§ Task requirements: Take each line containing "with" and report it exactly as written.

§ Given information:

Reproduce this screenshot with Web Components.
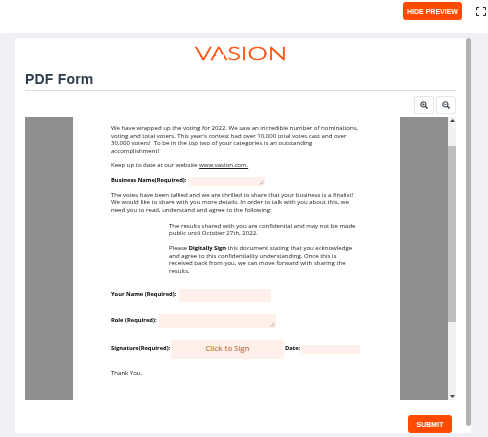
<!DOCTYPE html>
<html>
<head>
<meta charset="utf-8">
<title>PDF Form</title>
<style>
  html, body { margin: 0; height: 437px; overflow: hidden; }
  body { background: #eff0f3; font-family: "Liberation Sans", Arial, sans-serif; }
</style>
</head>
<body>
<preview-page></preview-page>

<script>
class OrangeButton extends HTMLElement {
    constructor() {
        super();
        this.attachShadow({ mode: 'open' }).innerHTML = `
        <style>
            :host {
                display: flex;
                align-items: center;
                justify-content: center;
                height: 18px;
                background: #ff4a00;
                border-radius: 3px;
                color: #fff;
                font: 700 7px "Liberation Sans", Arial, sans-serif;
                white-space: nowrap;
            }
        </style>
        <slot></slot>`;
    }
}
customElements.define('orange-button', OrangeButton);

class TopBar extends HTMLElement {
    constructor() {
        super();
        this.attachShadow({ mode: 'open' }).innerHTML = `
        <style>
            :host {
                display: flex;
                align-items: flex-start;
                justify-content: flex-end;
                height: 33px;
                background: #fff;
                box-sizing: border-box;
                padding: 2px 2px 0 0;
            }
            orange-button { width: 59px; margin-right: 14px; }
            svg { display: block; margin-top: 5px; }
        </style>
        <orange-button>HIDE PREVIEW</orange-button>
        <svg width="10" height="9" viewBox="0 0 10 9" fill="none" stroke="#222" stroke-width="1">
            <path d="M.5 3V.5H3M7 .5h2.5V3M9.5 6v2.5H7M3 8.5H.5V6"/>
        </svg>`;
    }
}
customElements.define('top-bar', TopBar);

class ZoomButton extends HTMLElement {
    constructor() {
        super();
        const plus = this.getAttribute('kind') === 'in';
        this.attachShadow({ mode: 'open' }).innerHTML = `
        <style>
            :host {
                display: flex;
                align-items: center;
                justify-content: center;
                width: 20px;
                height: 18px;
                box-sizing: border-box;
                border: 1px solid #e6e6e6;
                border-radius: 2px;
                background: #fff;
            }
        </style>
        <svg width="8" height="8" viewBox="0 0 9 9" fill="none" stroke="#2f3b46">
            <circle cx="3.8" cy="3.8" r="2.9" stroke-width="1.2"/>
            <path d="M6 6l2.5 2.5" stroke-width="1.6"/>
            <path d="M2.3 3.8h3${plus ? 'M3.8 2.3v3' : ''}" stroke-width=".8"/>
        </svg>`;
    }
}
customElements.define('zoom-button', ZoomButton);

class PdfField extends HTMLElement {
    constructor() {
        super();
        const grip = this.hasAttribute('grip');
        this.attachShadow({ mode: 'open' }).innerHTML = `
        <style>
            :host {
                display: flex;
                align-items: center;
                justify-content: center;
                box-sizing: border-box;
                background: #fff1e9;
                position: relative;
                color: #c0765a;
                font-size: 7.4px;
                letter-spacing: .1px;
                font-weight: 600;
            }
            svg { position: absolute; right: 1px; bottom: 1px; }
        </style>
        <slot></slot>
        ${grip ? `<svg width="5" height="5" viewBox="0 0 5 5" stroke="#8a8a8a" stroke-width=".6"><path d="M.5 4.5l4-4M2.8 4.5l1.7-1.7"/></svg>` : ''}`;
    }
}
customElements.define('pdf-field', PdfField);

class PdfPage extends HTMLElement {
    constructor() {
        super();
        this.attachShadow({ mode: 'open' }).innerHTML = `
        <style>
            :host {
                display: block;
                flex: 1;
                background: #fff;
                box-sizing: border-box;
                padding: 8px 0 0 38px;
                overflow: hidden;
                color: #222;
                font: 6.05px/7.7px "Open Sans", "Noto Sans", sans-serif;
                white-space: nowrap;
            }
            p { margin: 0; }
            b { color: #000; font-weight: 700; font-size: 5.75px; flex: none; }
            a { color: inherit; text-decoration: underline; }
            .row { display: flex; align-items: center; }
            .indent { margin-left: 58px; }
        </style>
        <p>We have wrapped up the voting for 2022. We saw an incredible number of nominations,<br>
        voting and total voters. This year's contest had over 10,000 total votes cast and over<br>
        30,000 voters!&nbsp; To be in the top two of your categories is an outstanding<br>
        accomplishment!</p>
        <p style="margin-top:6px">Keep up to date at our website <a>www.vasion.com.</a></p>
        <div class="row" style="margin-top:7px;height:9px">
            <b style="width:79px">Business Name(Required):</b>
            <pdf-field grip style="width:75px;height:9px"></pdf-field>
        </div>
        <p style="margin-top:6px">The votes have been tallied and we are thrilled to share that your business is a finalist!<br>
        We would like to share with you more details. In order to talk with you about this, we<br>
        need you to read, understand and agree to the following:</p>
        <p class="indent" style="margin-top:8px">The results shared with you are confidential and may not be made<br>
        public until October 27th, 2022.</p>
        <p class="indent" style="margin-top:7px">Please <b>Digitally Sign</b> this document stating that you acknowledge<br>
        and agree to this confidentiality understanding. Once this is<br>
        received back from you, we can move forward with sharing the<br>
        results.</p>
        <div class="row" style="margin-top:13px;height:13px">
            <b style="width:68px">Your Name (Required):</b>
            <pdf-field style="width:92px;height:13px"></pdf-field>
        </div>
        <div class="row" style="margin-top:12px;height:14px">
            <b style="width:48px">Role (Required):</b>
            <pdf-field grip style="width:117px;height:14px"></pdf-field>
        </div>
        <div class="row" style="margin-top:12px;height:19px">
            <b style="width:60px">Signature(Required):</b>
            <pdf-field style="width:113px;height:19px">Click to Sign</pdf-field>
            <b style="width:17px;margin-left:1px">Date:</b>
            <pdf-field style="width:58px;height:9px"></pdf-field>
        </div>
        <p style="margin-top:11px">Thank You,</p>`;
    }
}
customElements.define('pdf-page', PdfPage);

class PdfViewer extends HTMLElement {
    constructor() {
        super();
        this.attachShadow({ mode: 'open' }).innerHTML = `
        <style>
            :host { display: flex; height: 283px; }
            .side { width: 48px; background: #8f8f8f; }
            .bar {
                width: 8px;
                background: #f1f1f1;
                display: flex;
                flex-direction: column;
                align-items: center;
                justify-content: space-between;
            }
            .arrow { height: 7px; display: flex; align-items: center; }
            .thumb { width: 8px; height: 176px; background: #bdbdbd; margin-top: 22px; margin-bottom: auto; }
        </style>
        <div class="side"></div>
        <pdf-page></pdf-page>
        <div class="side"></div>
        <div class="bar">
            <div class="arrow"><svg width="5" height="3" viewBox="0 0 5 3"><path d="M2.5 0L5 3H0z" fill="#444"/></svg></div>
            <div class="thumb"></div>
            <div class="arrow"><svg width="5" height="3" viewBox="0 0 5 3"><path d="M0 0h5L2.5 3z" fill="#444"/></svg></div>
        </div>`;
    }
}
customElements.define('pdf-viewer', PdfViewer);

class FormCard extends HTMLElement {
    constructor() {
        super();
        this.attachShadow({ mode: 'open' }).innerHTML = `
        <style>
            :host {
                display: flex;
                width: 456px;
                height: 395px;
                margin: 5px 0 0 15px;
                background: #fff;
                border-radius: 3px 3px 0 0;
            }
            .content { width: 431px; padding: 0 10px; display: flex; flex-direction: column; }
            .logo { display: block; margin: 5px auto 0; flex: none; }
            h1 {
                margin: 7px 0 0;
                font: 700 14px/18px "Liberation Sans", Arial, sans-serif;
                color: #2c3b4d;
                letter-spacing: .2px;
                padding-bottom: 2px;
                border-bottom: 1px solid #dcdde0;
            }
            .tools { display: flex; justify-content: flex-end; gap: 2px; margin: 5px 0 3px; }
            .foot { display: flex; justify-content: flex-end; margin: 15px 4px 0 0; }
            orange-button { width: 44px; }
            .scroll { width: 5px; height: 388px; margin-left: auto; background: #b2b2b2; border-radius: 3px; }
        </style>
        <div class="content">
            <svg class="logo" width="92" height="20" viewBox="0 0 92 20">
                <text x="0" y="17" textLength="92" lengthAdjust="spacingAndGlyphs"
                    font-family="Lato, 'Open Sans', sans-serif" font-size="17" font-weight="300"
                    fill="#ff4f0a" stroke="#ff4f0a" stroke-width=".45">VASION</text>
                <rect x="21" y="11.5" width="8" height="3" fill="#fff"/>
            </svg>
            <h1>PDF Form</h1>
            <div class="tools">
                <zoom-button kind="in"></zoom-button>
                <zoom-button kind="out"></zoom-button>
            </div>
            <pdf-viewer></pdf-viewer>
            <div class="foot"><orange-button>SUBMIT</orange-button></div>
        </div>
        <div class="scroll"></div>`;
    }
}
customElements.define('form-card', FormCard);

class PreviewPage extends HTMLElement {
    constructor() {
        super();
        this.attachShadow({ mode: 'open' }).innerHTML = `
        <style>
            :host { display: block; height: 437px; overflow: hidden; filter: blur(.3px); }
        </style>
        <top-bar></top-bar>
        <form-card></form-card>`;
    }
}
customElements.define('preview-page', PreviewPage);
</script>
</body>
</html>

§ The completed task:
Reproduce this screenshot with Web Components.
        We would like to share with you more details. In order to talk with you about this, we<br>
        <p class="indent" style="margin-top:8px">The results shared with you are confidential and may not be made<br>
        received back from you, we can move forward with sharing the<br>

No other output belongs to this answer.